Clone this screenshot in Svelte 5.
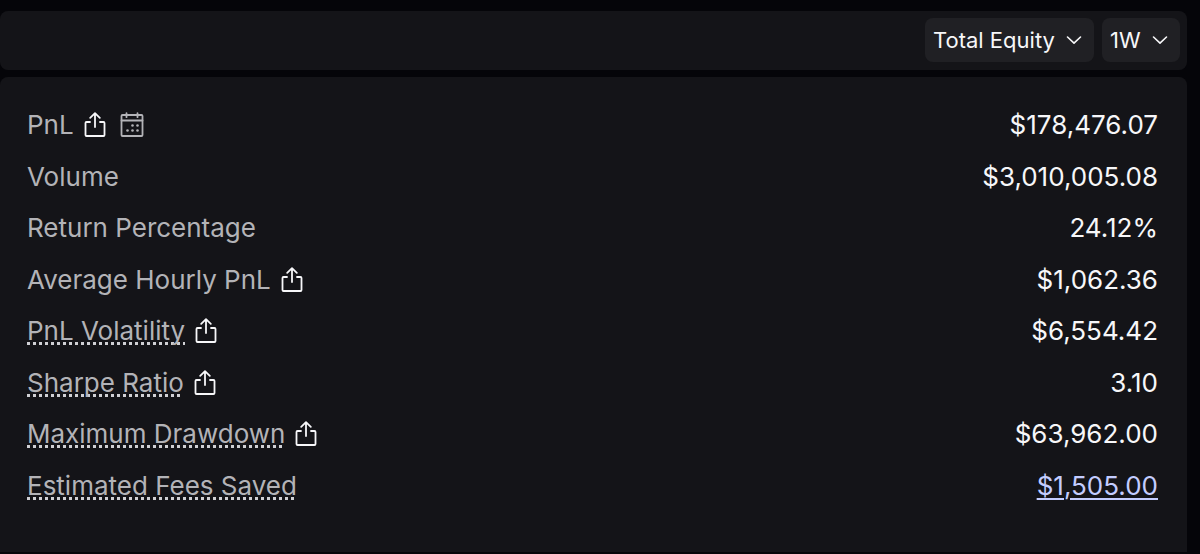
<script lang="ts">
	type Stat = {
		label: string;
		value: string;
		hint?: boolean;
		share?: boolean;
		calendar?: boolean;
		href?: string;
	};

	let account = $state('Total Equity');
	let period = $state('1W');

	const accounts = ['Total Equity', 'Perps', 'Spot'];
	const periods = ['1D', '1W', '1M'];

	const stats: Stat[] = [
		{ label: 'PnL', value: '$178,476.07', share: true, calendar: true },
		{ label: 'Volume', value: '$3,010,005.08' },
		{ label: 'Return Percentage', value: '24.12%' },
		{ label: 'Average Hourly PnL', value: '$1,062.36', share: true },
		{ label: 'PnL Volatility', value: '$6,554.42', hint: true, share: true },
		{ label: 'Sharpe Ratio', value: '3.10', hint: true, share: true },
		{ label: 'Maximum Drawdown', value: '$63,962.00', hint: true, share: true },
		{ label: 'Estimated Fees Saved', value: '$1,505.00', hint: true, href: '#fees' }
	];
</script>

{#snippet chevron()}
	<svg class="chevron" viewBox="0 0 16 10" width="16" height="10" aria-hidden="true">
		<path d="M1.5 2 8 8.2 14.5 2" />
	</svg>
{/snippet}

<div class="page">
	<header class="toolbar">
		<div class="picker">
			<select bind:value={account} aria-label="Account">
				{#each accounts as option}
					<option value={option}>{option}</option>
				{/each}
			</select>
			{@render chevron()}
		</div>
		<div class="picker">
			<select bind:value={period} aria-label="Period">
				{#each periods as option}
					<option value={option}>{option}</option>
				{/each}
			</select>
			{@render chevron()}
		</div>
	</header>

	<dl class="panel">
		{#each stats as stat}
			<div class="row">
				<dt>
					<span class:hint={stat.hint}>{stat.label}</span>
					<span class="icons">
						{#if stat.share}
							<button class="icon share" aria-label="Share {stat.label}">
								<svg viewBox="0 0 22 26" width="22" height="26">
									<path d="M6 10H2.5a1 1 0 0 0-1 1v12a1 1 0 0 0 1 1h17a1 1 0 0 0 1-1V11a1 1 0 0 0-1-1H16" />
									<path d="M11 15V1.5M6.2 5.8 11 1.2l4.8 4.6" />
								</svg>
							</button>
						{/if}
						{#if stat.calendar}
							<button class="icon calendar" aria-label="{stat.label} calendar">
								<svg viewBox="0 0 24 26" width="24" height="26">
									<rect x="1.5" y="3" width="21" height="21" rx="1" />
									<path d="M1.5 8.5h21M6.5 1.2v4M17.5 1.2v4" />
									<g class="dots">
										<circle cx="12.5" cy="13.5" r="1.3" />
										<circle cx="17.5" cy="13.5" r="1.3" />
										<circle cx="7.5" cy="18.5" r="1.3" />
										<circle cx="12.5" cy="18.5" r="1.3" />
										<circle cx="17.5" cy="18.5" r="1.3" />
									</g>
								</svg>
							</button>
						{/if}
					</span>
				</dt>
				<dd>
					{#if stat.href}
						<a href={stat.href}>{stat.value}</a>
					{:else}
						{stat.value}
					{/if}
				</dd>
			</div>
		{/each}
	</dl>
</div>

<style>
	:global(body) {
		margin: 0;
		background: #050509;
	}

	.page {
		box-sizing: border-box;
		display: flex;
		flex-direction: column;
		gap: 7px;
		min-height: 100vh;
		padding: 11px 13px 2px 0;
		font-family: Inter, 'Liberation Sans', sans-serif;
		color: #f7f7f9;
	}

	.toolbar {
		display: flex;
		justify-content: flex-end;
		gap: 8px;
		padding: 7px 7px 8px;
		border-radius: 8px;
		background: #141418;
	}

	.picker {
		display: grid;
		align-items: center;
		height: 44px;
		border-radius: 8px;
		background: #202024;
	}

	.picker select {
		grid-area: 1 / 1;
		height: 100%;
		margin: 0;
		padding: 0 39px 0 8px;
		border: 0;
		border-radius: 8px;
		appearance: none;
		background: transparent;
		color: inherit;
		font: inherit;
		font-size: 22px;
		cursor: pointer;
	}

	.chevron {
		grid-area: 1 / 1;
		justify-self: end;
		margin-right: 12px;
		fill: none;
		stroke: currentColor;
		stroke-width: 1.6;
		stroke-linecap: round;
		stroke-linejoin: round;
		pointer-events: none;
	}

	.panel {
		display: flex;
		flex: 1;
		flex-direction: column;
		justify-content: space-between;
		margin: 0;
		padding: 32px 29px 50px 27px;
		border-radius: 8px 8px 0 0;
		background: #141418;
		font-size: 26px;
		line-height: 32px;
	}

	.row {
		display: flex;
		justify-content: space-between;
	}

	dt {
		display: flex;
		align-items: center;
		gap: 10px;
		color: #b3b3b7;
	}

	dd {
		margin: 0;
	}

	.hint {
		text-decoration: underline dotted #d0d0d4 3px;
		text-underline-offset: 2px;
		text-decoration-skip-ink: none;
	}

	.icons {
		display: flex;
		gap: 14px;
	}

	.icon {
		display: flex;
		padding: 0;
		border: 0;
		background: none;
		cursor: pointer;
	}

	.icon svg {
		fill: none;
		stroke: currentColor;
		stroke-width: 1.8;
		stroke-linecap: round;
		stroke-linejoin: round;
	}

	.share {
		color: #f7f7f9;
	}

	.calendar {
		color: #b3b3b7;
	}

	.icon .dots {
		fill: currentColor;
		stroke: none;
	}

	a {
		color: #c3ccff;
		text-decoration-thickness: 2px;
		text-underline-offset: 3px;
	}
</style>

□ □ □

▶ PROBLEM TO SOLVE: Keep every word of the data as it is when you write it out, but drop the pictures.

▶ EXPECTED OUTPUT:
Clone this screenshot in Svelte 5.
<script lang="ts">
	type Stat = {
		label: string;
		value: string;
		hint?: boolean;
		share?: boolean;
		calendar?: boolean;
		href?: string;
	};

	let account = $state('Total Equity');
	let period = $state('1W');

	const accounts = ['Total Equity', 'Perps', 'Spot'];
	const periods = ['1D', '1W', '1M'];

	const stats: Stat[] = [
		{ label: 'PnL', value: '$178,476.07', share: true, calendar: true },
		{ label: 'Volume', value: '$3,010,005.08' },
		{ label: 'Return Percentage', value: '24.12%' },
		{ label: 'Average Hourly PnL', value: '$1,062.36', share: true },
		{ label: 'PnL Volatility', value: '$6,554.42', hint: true, share: true },
		{ label: 'Sharpe Ratio', value: '3.10', hint: true, share: true },
		{ label: 'Maximum Drawdown', value: '$63,962.00', hint: true, share: true },
		{ label: 'Estimated Fees Saved', value: '$1,505.00', hint: true, href: '#fees' }
	];
</script>

{#snippet chevron()}
	<svg class="chevron" viewBox="0 0 16 10" width="16" height="10" aria-hidden="true">
		<path d="M1.5 2 8 8.2 14.5 2" />
	</svg>
{/snippet}

<div class="page">
	<header class="toolbar">
		<div class="picker">
			<select bind:value={account} aria-label="Account">
				{#each accounts as option}
					<option value={option}>{option}</option>
				{/each}
			</select>
			{@render chevron()}
		</div>
		<div class="picker">
			<select bind:value={period} aria-label="Period">
				{#each periods as option}
					<option value={option}>{option}</option>
				{/each}
			</select>
			{@render chevron()}
		</div>
	</header>

	<dl class="panel">
		{#each stats as stat}
			<div class="row">
				<dt>
					<span class:hint={stat.hint}>{stat.label}</span>
					<span class="icons">
						{#if stat.share}
							<button class="icon share" aria-label="Share {stat.label}">
								<svg viewBox="0 0 22 26" width="22" height="26">
									<path d="M6 10H2.5a1 1 0 0 0-1 1v12a1 1 0 0 0 1 1h17a1 1 0 0 0 1-1V11a1 1 0 0 0-1-1H16" />
									<path d="M11 15V1.5M6.2 5.8 11 1.2l4.8 4.6" />
								</svg>
							</button>
						{/if}
						{#if stat.calendar}
							<button class="icon calendar" aria-label="{stat.label} calendar">
								<svg viewBox="0 0 24 26" width="24" height="26">
									<rect x="1.5" y="3" width="21" height="21" rx="1" />
									<path d="M1.5 8.5h21M6.5 1.2v4M17.5 1.2v4" />
									<g class="dots">
										<circle cx="12.5" cy="13.5" r="1.3" />
										<circle cx="17.5" cy="13.5" r="1.3" />
										<circle cx="7.5" cy="18.5" r="1.3" />
										<circle cx="12.5" cy="18.5" r="1.3" />
										<circle cx="17.5" cy="18.5" r="1.3" />
									</g>
								</svg>
							</button>
						{/if}
					</span>
				</dt>
				<dd>
					{#if stat.href}
						<a href={stat.href}>{stat.value}</a>
					{:else}
						{stat.value}
					{/if}
				</dd>
			</div>
		{/each}
	</dl>
</div>

<style>
	:global(body) {
		margin: 0;
		background: #050509;
	}

	.page {
		box-sizing: border-box;
		display: flex;
		flex-direction: column;
		gap: 7px;
		min-height: 100vh;
		padding: 11px 13px 2px 0;
		font-family: Inter, 'Liberation Sans', sans-serif;
		color: #f7f7f9;
	}

	.toolbar {
		display: flex;
		justify-content: flex-end;
		gap: 8px;
		padding: 7px 7px 8px;
		border-radius: 8px;
		background: #141418;
	}

	.picker {
		display: grid;
		align-items: center;
		height: 44px;
		border-radius: 8px;
		background: #202024;
	}

	.picker select {
		grid-area: 1 / 1;
		height: 100%;
		margin: 0;
		padding: 0 39px 0 8px;
		border: 0;
		border-radius: 8px;
		appearance: none;
		background: transparent;
		color: inherit;
		font: inherit;
		font-size: 22px;
		cursor: pointer;
	}

	.chevron {
		grid-area: 1 / 1;
		justify-self: end;
		margin-right: 12px;
		fill: none;
		stroke: currentColor;
		stroke-width: 1.6;
		stroke-linecap: round;
		stroke-linejoin: round;
		pointer-events: none;
	}

	.panel {
		display: flex;
		flex: 1;
		flex-direction: column;
		justify-content: space-between;
		margin: 0;
		padding: 32px 29px 50px 27px;
		border-radius: 8px 8px 0 0;
		background: #141418;
		font-size: 26px;
		line-height: 32px;
	}

	.row {
		display: flex;
		justify-content: space-between;
	}

	dt {
		display: flex;
		align-items: center;
		gap: 10px;
		color: #b3b3b7;
	}

	dd {
		margin: 0;
	}

	.hint {
		text-decoration: underline dotted #d0d0d4 3px;
		text-underline-offset: 2px;
		text-decoration-skip-ink: none;
	}

	.icons {
		display: flex;
		gap: 14px;
	}

	.icon {
		display: flex;
		padding: 0;
		border: 0;
		background: none;
		cursor: pointer;
	}

	.icon svg {
		fill: none;
		stroke: currentColor;
		stroke-width: 1.8;
		stroke-linecap: round;
		stroke-linejoin: round;
	}

	.share {
		color: #f7f7f9;
	}

	.calendar {
		color: #b3b3b7;
	}

	.icon .dots {
		fill: currentColor;
		stroke: none;
	}

	a {
		color: #c3ccff;
		text-decoration-thickness: 2px;
		text-underline-offset: 3px;
	}
</style>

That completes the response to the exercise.